Are We Losing Touch with the Handshake?


handshake


As we learn more about the epidemiology of COVID-19, it appears that the main source of transmission is through virus-carrying droplets and airborne aerosols. However, direct person-to-person contact is also thought to play a role, which has led to recommendations for masking, social distancing, and hand hygiene. These recommendations are having a major impact on human behavior and threaten to relegate the ubiquitous handshake to the waste (or hand) basket of history.

Shaking hands has a long history as one of the most recognized forms of non-verbal human communication, probably first recorded in the 9th century BCE on a relief showing a handshake between an Assyrian king and a Babylonian ruler.
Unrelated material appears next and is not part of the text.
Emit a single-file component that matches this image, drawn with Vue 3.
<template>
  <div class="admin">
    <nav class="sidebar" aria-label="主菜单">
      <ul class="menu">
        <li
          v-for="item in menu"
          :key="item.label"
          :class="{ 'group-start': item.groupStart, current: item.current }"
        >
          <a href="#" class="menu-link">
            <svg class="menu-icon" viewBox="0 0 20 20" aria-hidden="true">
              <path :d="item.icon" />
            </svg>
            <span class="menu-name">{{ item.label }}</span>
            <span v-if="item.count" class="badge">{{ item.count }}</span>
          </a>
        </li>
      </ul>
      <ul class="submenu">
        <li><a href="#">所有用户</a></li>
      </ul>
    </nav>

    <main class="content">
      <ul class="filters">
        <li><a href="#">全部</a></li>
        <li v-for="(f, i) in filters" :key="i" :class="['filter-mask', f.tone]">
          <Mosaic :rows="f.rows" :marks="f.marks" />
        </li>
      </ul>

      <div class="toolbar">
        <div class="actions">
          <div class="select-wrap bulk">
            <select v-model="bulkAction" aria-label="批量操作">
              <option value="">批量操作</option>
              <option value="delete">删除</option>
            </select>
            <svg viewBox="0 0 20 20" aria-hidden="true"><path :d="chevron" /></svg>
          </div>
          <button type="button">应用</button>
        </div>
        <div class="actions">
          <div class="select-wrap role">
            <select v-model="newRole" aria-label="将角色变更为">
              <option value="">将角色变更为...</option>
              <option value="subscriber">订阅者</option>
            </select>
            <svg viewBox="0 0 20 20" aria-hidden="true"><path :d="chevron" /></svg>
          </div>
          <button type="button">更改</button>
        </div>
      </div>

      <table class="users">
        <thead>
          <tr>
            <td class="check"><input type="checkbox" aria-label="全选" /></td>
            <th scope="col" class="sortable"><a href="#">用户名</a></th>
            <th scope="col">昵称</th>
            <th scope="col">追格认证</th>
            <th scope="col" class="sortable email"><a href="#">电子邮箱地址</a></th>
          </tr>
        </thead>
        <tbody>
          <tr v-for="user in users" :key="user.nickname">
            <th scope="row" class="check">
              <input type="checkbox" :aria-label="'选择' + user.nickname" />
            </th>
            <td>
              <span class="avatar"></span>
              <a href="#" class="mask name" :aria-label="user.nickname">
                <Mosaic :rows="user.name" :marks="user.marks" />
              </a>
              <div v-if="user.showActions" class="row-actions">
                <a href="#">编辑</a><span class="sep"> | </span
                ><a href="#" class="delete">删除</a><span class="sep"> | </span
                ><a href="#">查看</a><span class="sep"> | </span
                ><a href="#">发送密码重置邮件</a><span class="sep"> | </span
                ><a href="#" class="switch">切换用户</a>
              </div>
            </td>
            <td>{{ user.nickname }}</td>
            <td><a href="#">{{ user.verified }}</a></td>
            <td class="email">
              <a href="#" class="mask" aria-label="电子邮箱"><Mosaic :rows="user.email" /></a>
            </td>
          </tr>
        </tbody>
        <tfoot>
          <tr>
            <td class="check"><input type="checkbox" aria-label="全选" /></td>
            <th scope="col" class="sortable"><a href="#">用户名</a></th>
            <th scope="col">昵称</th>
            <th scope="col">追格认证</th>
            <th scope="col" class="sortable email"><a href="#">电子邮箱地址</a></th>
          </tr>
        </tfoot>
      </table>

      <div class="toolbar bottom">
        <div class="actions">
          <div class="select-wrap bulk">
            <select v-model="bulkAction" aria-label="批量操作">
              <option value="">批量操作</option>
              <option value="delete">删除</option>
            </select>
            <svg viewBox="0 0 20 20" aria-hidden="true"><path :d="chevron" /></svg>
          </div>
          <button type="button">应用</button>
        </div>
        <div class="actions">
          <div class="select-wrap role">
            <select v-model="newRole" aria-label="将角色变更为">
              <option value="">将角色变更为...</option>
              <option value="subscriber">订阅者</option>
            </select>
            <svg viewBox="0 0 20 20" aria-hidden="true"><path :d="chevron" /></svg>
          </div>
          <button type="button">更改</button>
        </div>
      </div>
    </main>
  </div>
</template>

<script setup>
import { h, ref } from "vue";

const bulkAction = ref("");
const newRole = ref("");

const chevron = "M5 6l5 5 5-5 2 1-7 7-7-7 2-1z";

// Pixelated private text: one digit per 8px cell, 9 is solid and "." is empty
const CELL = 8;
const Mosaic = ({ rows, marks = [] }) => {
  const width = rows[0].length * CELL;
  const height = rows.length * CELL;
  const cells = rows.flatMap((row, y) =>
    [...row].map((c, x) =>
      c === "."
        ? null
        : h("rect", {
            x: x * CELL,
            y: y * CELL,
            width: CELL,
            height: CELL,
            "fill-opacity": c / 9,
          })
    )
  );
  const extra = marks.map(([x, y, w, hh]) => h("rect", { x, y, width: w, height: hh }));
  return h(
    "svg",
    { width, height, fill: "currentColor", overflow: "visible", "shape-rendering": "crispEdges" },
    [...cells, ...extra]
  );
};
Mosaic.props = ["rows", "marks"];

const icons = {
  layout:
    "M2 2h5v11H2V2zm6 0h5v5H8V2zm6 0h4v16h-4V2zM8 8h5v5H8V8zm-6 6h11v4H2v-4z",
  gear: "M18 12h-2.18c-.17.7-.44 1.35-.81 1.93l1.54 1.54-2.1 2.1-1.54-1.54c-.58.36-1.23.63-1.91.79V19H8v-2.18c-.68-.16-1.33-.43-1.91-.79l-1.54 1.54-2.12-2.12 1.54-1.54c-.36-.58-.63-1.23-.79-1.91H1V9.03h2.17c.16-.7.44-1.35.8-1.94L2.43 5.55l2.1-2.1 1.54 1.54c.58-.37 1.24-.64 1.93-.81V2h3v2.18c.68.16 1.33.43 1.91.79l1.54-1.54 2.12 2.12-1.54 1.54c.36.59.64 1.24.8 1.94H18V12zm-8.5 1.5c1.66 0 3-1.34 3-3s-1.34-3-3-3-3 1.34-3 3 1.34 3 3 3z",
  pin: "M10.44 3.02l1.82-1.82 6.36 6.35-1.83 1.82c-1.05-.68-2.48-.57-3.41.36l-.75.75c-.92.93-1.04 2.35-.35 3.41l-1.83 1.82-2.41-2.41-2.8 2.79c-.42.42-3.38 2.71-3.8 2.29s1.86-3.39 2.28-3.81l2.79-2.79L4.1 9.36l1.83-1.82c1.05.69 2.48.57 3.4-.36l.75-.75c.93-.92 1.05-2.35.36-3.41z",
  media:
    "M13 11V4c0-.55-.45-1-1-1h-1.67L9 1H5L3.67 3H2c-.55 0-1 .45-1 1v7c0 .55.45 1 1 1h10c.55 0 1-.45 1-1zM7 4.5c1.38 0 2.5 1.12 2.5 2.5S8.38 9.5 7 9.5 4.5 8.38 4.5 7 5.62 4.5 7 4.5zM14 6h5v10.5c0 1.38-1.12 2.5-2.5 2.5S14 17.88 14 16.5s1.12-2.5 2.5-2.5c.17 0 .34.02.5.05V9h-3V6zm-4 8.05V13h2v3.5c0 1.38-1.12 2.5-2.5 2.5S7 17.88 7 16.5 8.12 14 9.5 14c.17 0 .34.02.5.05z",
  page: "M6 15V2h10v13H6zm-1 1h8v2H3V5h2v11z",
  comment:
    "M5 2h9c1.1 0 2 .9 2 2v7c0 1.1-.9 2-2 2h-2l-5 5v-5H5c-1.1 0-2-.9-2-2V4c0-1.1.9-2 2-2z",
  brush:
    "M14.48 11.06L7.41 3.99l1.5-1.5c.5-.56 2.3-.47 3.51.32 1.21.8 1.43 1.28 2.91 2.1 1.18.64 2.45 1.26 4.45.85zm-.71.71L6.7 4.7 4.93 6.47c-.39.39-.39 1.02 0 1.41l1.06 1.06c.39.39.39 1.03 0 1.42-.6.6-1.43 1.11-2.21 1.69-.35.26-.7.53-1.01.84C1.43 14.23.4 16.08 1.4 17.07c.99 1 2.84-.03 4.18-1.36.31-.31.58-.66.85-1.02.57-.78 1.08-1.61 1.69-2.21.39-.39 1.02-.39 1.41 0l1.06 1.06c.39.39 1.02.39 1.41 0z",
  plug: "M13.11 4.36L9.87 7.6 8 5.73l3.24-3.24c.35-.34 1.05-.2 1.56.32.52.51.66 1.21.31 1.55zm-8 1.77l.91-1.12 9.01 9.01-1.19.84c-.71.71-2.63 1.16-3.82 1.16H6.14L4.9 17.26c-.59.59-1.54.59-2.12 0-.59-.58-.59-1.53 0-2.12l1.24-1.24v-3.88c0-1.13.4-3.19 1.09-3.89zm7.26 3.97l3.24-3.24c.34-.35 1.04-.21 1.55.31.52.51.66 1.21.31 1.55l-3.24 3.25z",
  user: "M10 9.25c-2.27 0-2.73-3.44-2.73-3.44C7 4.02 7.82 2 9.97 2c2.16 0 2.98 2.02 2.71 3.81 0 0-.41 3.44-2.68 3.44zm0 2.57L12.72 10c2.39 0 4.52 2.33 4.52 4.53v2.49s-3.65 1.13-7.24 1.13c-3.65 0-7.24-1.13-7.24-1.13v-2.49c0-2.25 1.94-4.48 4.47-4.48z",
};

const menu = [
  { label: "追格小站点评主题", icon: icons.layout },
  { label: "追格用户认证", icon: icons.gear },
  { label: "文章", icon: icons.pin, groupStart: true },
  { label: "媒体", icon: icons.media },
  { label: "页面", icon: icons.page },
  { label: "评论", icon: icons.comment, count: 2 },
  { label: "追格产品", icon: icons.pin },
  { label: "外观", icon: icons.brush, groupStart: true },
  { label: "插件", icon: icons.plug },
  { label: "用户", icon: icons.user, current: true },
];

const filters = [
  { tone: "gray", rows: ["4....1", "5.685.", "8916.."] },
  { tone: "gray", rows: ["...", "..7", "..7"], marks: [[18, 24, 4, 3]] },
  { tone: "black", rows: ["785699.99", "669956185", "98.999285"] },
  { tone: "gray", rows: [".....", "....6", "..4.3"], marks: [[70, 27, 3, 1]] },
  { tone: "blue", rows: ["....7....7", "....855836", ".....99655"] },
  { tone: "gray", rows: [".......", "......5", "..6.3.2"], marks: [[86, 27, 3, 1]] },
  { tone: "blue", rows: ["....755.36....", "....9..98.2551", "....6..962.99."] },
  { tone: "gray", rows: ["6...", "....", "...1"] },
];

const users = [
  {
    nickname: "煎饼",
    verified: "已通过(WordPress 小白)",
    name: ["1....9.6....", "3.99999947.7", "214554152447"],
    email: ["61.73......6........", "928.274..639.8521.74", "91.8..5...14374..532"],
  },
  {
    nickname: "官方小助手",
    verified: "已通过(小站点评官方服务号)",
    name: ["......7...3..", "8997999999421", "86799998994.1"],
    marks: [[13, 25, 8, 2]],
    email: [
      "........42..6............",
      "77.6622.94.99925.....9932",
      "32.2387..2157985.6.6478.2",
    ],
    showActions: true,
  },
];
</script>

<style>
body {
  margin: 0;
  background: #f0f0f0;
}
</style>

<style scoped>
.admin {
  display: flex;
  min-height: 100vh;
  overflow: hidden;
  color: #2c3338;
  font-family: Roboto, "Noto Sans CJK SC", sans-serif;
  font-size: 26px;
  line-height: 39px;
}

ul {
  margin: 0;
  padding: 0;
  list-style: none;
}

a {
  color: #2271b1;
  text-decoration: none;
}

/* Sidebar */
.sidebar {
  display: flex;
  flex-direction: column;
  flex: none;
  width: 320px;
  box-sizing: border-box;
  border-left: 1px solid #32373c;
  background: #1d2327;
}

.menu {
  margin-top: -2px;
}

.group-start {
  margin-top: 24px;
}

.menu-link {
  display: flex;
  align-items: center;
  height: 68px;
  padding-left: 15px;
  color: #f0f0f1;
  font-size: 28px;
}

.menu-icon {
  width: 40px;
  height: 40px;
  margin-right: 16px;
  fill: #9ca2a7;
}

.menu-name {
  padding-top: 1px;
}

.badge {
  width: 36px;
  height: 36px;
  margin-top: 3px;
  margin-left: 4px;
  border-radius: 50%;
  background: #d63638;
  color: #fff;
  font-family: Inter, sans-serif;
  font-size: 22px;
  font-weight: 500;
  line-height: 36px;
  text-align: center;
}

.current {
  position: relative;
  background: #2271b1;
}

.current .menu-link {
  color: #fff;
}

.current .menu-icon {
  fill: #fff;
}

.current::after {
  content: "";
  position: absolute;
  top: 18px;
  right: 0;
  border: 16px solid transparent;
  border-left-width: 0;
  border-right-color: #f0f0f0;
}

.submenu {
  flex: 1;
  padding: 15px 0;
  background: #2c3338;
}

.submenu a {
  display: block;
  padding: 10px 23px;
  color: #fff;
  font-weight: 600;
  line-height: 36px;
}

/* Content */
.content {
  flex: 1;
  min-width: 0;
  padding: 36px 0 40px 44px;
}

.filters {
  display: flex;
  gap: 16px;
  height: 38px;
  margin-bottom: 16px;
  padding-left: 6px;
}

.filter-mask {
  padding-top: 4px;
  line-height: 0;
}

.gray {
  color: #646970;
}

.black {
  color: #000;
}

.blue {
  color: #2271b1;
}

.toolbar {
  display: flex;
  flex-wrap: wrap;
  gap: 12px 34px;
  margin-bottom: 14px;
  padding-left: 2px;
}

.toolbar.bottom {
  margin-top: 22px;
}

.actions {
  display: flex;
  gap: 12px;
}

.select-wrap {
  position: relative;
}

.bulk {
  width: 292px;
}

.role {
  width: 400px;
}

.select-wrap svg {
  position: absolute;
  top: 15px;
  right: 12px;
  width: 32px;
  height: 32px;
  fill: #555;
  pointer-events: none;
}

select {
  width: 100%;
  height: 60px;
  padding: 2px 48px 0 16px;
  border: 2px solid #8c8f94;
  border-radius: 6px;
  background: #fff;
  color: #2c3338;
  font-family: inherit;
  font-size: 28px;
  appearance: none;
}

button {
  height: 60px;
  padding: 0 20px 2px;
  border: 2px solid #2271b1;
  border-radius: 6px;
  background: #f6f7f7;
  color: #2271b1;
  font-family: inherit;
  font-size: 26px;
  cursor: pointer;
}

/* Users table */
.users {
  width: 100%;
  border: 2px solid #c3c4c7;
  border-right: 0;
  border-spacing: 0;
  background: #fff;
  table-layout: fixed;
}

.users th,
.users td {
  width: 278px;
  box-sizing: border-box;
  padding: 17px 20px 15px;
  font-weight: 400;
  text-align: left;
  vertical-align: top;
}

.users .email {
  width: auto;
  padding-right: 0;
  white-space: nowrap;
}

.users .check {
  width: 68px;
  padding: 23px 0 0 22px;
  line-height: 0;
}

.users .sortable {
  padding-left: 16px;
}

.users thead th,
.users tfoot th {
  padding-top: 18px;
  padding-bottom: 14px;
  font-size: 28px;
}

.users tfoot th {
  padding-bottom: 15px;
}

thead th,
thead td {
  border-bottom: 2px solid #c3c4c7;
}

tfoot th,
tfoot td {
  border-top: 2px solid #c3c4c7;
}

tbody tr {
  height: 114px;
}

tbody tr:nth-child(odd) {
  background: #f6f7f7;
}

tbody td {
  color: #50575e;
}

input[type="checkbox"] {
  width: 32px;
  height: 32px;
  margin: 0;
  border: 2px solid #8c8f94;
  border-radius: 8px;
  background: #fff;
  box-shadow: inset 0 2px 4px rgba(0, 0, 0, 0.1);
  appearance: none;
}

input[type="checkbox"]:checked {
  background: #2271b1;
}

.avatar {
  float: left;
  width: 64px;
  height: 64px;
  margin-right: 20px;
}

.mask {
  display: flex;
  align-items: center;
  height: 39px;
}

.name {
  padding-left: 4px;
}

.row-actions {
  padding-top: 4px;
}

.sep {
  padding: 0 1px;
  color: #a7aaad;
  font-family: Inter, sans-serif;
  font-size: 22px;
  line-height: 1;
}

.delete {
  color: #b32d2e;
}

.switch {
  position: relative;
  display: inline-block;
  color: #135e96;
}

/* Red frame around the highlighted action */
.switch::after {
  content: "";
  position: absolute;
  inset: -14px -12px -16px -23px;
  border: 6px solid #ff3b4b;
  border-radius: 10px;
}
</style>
As far back as the 5th century BCE, in ancient Greece, the handshake was a symbol of peace, friendship, and loyalty and was described by Homer several times in the Iliad and Odyssey. In medieval Europe it was thought to be used to show that neither person was carrying a weapon or to shake loose a weapon concealed up a sleeve. The use of the handshake as an everyday greeting is a more modern phenomenon, which may have been popularized by 17th century Quakers as an egalitarian alternative to bowing or tipping the hat. By the 1800s, etiquette manuals included guidelines for the proper handshaking technique.

Handshaking usually involves the right hand, related to the fact that we live in a right-hand-dominant society and that in some cultures the left hand is used for ritual washing (ablution) and for bathroom hygiene. There are many variations to the “typical” handshake, including weak versus strong, brief versus extended, and a left-handed shake as practiced by the Boy Scouts. There are also numerous culturally-dictated alternatives such as a kiss on each cheek, the Hindu namaste gesture, bowing, fist bumping, the hand hug, high five, the “broshake” of interlocking thumbs, smile, wave, palm touch, chin nod, and the recently popular elbow bump. In Thailand, hand shaking is considered rude, and among Orthodox Jews and Muslims (with the exception of Turkey), handshakes between men and women are pretty much forbidden. Some people have been known to sniff their hand after a handshake leading to speculation that a handshake may unconsciously be used to detect chemical signals, possibly as a means of communication.

Psychologists have had a field day analyzing the meaning of different handshake styles as they may provide more information to others than you think. People may signal their status by variations, such as clasping their companion’s hand with both of theirs, putting a hand on the other person’s arm or shoulder or holding on for a few extra seconds. The palm position may also be revealing. A downward-facing palm is considered dominant, an upward-facing palm as submissive and side-by-side palms as neutral. A study from the University of Alabama found that those with a firm handshake tend to be more extroverted and less neurotic and shy compared to those with a less firm or “dead fish” handshake. Although the handshake seems to be mostly a male thing, women in modern cultures have generally adopted it as well.

In the Guinness Book of World Records, the most handshakes by one person in one day is 19,500, and the record for the longest duration handshake is just over 33 hours, set in Times Square in 2011. There have been a number of famous photo-op handshakes, including Ulysses S. Grant and Robert E. Lee; Adolph Hitler and Neville Chamberlain; Harry Truman, Winston Churchill, and Joseph Stalin; Ronald Reagan and Mikhail Gorbachev; and Yitzhak Rabin and Yasser Arafat. The most politicized handshake in recent times was the prolonged white-knuckle power or alpha handshake between Presidents Donald Trump and Emmanuel Macron prior to a 2017 NATO meeting.

There is ample evidence that handshakes can transmit bacteria, including potential pathogens – and with much higher transmission rates compared to a high-five or a fist bump. The same may be true for viruses. We are all familiar with the emphasis on hand hygiene during medical encounters dating back to before COVID-19. During the 2009 swine flu pandemic, there were calls to short-circuit the handshake, but it came roaring back. This time may be different. According to advice from Dr. Anthony Fauci of the National Institutes of Health, “I don’t think we should ever shake hands again, to be honest with you. Not only would it be good to prevent Coronavirus disease; it probably would decrease instances of influenza dramatically in this country.” There is evidence that we are losing touch with the handshake, which, after a 3,000-year run, may finally be heading toward extinction.